* WORK TO COMPLETE: Print the lines starting at the line containing "What React, TypeScript" and ending at the line containing "border-black align-top pt-[5px]", exactly and in full, without the pictures.

* DATA EXTRACT:
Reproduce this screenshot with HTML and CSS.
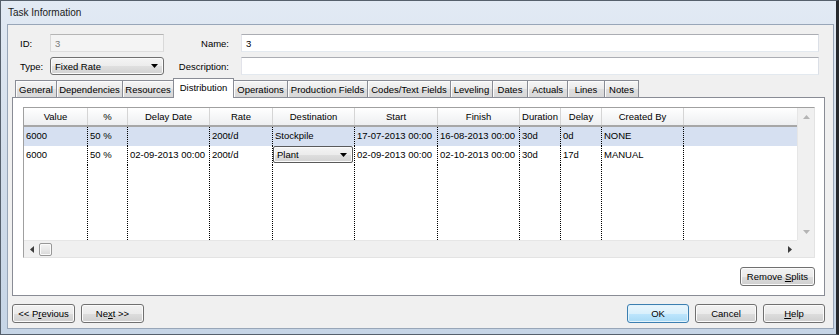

...

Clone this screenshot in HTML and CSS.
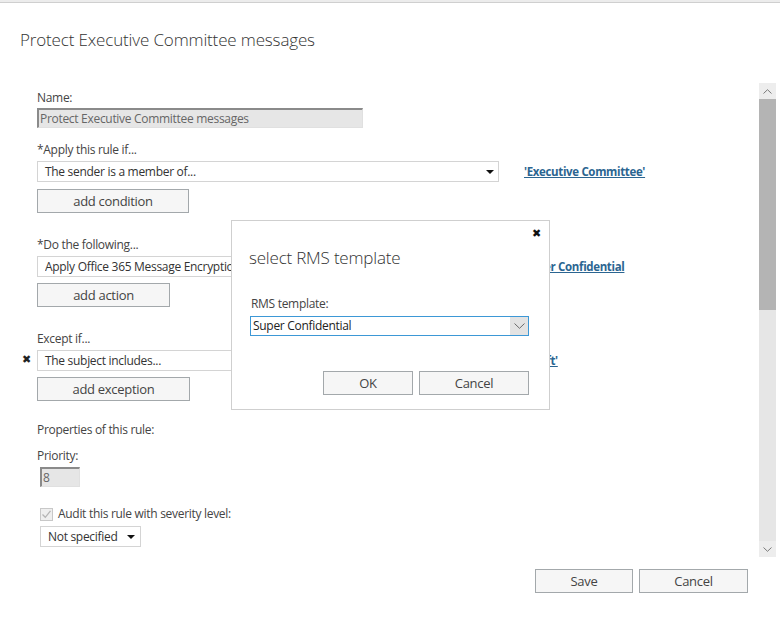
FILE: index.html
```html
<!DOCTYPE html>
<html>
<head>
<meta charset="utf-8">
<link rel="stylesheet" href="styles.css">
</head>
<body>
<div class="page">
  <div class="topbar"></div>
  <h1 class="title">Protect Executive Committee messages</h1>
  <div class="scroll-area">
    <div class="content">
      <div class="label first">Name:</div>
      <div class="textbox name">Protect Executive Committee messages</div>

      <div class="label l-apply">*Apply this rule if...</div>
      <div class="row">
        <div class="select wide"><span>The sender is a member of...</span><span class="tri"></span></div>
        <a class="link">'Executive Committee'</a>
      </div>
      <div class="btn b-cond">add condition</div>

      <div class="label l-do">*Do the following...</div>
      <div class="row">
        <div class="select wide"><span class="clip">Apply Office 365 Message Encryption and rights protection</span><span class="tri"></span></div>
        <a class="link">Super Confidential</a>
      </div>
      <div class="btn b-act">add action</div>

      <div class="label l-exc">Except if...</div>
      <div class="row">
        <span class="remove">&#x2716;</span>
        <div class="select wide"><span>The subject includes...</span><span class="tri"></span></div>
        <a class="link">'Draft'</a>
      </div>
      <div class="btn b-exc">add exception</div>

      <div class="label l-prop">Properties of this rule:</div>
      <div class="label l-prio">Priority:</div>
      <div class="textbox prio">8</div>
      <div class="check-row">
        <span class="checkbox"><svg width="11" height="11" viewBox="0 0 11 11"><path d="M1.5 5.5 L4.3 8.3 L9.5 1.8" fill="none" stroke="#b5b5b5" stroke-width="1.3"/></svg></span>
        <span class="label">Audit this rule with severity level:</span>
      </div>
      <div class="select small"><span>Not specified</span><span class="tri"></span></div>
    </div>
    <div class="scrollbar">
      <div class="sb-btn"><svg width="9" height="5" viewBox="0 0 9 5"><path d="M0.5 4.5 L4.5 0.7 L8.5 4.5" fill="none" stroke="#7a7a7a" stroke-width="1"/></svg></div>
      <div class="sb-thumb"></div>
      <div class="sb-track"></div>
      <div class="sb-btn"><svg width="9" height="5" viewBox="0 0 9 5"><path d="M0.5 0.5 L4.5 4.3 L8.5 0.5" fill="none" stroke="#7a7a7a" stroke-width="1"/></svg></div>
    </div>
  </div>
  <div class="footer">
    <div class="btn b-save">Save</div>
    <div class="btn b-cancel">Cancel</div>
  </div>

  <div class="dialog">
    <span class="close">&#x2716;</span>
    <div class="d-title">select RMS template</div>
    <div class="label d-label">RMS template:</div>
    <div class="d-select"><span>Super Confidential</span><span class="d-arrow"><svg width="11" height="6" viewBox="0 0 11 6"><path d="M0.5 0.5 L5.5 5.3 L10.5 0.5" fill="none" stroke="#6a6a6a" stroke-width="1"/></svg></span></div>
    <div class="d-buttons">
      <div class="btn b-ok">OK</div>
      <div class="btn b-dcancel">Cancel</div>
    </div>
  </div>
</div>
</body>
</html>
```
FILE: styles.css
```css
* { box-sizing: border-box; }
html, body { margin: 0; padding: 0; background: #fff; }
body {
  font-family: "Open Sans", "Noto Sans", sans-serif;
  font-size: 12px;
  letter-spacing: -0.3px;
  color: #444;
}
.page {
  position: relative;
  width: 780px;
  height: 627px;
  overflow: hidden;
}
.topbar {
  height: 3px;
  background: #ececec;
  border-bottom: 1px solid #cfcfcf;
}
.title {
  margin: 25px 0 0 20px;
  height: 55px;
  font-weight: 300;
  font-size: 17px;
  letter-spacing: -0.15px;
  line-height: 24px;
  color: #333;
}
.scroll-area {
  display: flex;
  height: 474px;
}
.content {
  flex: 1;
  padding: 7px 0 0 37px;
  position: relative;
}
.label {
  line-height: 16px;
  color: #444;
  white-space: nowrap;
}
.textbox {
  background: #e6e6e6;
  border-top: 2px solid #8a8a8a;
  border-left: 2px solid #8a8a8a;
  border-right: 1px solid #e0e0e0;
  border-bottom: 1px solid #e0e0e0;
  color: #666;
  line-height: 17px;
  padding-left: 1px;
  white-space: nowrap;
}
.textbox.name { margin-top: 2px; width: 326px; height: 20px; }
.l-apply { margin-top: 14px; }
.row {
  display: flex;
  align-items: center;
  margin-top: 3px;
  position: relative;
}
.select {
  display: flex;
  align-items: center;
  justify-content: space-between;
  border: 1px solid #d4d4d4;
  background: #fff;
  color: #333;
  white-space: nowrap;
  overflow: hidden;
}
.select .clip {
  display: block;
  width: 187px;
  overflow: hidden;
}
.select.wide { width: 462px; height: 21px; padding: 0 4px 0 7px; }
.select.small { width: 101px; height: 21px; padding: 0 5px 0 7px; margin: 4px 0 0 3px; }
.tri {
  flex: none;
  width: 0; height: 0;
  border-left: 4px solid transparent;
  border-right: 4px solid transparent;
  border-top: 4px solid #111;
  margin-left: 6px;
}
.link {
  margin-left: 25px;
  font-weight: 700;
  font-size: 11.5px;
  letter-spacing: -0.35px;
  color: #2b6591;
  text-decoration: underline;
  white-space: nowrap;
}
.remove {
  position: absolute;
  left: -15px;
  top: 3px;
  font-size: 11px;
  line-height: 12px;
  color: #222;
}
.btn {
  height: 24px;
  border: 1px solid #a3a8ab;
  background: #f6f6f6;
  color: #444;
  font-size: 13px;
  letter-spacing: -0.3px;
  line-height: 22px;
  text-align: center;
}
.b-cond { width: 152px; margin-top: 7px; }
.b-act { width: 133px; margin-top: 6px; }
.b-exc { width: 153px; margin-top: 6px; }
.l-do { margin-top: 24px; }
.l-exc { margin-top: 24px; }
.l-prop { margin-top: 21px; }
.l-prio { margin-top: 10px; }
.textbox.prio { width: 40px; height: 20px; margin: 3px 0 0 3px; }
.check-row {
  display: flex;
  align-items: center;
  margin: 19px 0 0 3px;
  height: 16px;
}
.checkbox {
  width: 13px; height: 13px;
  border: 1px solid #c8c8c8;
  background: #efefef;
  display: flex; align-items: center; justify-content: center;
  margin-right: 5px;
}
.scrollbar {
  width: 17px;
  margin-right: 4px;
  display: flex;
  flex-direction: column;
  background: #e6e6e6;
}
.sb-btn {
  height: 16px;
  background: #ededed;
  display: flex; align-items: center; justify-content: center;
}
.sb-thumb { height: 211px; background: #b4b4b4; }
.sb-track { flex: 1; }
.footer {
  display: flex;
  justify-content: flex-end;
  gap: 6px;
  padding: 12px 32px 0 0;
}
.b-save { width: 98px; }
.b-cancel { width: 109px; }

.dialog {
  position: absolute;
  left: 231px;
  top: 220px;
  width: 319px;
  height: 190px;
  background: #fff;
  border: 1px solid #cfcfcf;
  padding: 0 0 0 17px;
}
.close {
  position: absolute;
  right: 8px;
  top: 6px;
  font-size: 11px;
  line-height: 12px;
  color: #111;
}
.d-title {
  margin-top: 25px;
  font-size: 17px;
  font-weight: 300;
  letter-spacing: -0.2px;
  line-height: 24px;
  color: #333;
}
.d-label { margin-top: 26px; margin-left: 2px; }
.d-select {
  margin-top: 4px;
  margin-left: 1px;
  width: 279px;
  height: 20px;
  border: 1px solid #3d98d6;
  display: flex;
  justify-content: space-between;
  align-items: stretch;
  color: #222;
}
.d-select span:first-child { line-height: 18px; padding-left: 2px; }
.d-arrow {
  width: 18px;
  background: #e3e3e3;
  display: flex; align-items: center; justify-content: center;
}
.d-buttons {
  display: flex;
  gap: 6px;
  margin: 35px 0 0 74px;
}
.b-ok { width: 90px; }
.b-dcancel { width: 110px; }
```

* * *

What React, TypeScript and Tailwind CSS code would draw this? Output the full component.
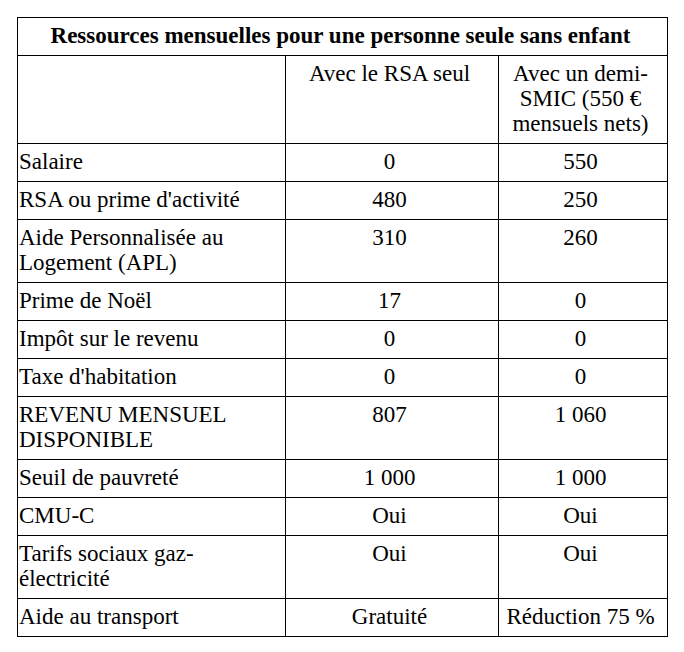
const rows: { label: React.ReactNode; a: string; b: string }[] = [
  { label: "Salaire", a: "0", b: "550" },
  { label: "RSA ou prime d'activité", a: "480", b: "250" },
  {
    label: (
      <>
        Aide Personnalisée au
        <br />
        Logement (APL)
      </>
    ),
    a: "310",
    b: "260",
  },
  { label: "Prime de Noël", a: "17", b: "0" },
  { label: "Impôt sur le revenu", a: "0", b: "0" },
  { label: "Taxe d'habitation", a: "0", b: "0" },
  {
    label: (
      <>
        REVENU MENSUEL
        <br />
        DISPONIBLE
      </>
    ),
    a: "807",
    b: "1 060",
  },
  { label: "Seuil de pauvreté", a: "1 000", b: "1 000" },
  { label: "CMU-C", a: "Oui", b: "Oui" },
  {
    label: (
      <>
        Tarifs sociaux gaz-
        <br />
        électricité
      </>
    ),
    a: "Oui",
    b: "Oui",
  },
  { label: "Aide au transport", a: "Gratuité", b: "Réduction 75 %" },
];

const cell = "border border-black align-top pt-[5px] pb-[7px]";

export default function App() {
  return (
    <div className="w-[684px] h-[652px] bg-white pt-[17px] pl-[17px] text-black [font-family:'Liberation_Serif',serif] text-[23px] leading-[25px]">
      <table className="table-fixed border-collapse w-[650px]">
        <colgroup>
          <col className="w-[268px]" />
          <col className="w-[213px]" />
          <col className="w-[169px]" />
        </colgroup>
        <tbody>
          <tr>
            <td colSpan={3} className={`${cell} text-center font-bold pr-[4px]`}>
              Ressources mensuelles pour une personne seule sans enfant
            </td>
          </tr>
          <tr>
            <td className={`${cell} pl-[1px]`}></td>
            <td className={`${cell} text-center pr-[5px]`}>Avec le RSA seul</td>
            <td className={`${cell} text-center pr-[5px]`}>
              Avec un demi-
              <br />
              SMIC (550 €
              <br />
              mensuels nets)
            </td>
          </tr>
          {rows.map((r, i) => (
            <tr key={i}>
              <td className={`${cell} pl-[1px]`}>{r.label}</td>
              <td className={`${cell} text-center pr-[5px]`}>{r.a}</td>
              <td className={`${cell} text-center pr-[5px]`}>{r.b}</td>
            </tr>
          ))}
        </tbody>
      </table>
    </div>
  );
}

* EXERCISE RESPONSE:
What React, TypeScript and Tailwind CSS code would draw this? Output the full component.
const rows: { label: React.ReactNode; a: string; b: string }[] = [
  { label: "Salaire", a: "0", b: "550" },
  { label: "RSA ou prime d'activité", a: "480", b: "250" },
  {
    label: (
      <>
        Aide Personnalisée au
        <br />
        Logement (APL)
      </>
    ),
    a: "310",
    b: "260",
  },
  { label: "Prime de Noël", a: "17", b: "0" },
  { label: "Impôt sur le revenu", a: "0", b: "0" },
  { label: "Taxe d'habitation", a: "0", b: "0" },
  {
    label: (
      <>
        REVENU MENSUEL
        <br />
        DISPONIBLE
      </>
    ),
    a: "807",
    b: "1 060",
  },
  { label: "Seuil de pauvreté", a: "1 000", b: "1 000" },
  { label: "CMU-C", a: "Oui", b: "Oui" },
  {
    label: (
      <>
        Tarifs sociaux gaz-
        <br />
        électricité
      </>
    ),
    a: "Oui",
    b: "Oui",
  },
  { label: "Aide au transport", a: "Gratuité", b: "Réduction 75 %" },
];

const cell = "border border-black align-top pt-[5px] pb-[7px]";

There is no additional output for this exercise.